Investigation of genetic susceptibility markers to arthritic conditions and how they contribute to disease

Study code

Lead researcher
Dr Annie Yarwood

Study type
Participant re-contact

Institution or company
University of Manchester

Researcher type

Speciality area
Musculoskeletal Disorders


The study was set up to investigate how a change in DNA which can increase a person’s risk of developing juvenile idiopathic arthritis (JIA) affects the cells of the immune system. One specific change in DNA which increases the risk of JIA, has been shown to alter the response of T-cells after stimulation. This is important as T-cells keep our immune system healthy. If they do not respond in a normal way then the immune system can become imbalanced and result in disease.

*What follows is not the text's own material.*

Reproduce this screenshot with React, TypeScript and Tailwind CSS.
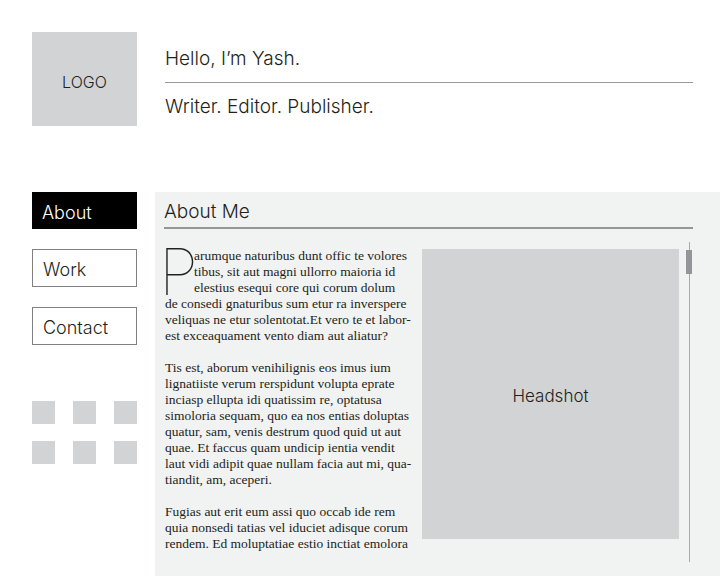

Blood samples were collected from people who have a specific change in their DNA. Cells were extracted from the blood samples and have been stored at -150°C ready for analysis. The cells will be looked at using a technology called CyTOF. This will allow us to look at all the different types of T cells in the blood in detail, and to see if people with specific changes in their DNA have changes in their T cells.

This research is still on going as the principle investigator has been on maternity leave and work has been affected by the pandemic. Our hypothesis is that changes in the DNA alter the number and function of a specific type of T cell called T-regulatory cells. These cells are the regulators of the immune system. When the immune system is activated by a virus or bug your immune cells fight this infection. When the infection has been dealt with, T-regulatory cells dampen down the immune response and restore the normal balance. Without T-regulatory cells the immune system would go into overdrive. JIA is an autoimmune disease, this means that the immune system is in overdrive and is attacking the joints. There is evidence to suggest that this maybe because T-regulatory cells are not working properly to prevent this.

If our hypothesis is correct and changes in the DNA, which increase the risk of developing JIA, alter the number and function of a specific type of T cell called T-regulatory cells. It has been shown that this can be corrected by giving cells a protein called IL-2. We believe that IL-2 could be used as a treatment for JIA to restore T-regulatory cells and restore the immune balance. Once they study is complete we will publish our results. In parallel to this we are also hoping to set up a clinical trial of IL-2 in JIA. We are very grateful to the individual volunteers from the NIHR BioResource who provided blood samples to enable us to undertake this work.

Participation: For this study we recruited 12 volunteers to give a 100ml blood sample.

Organisation: This study is organised by Professor Jane Worthington from the University of Manchester.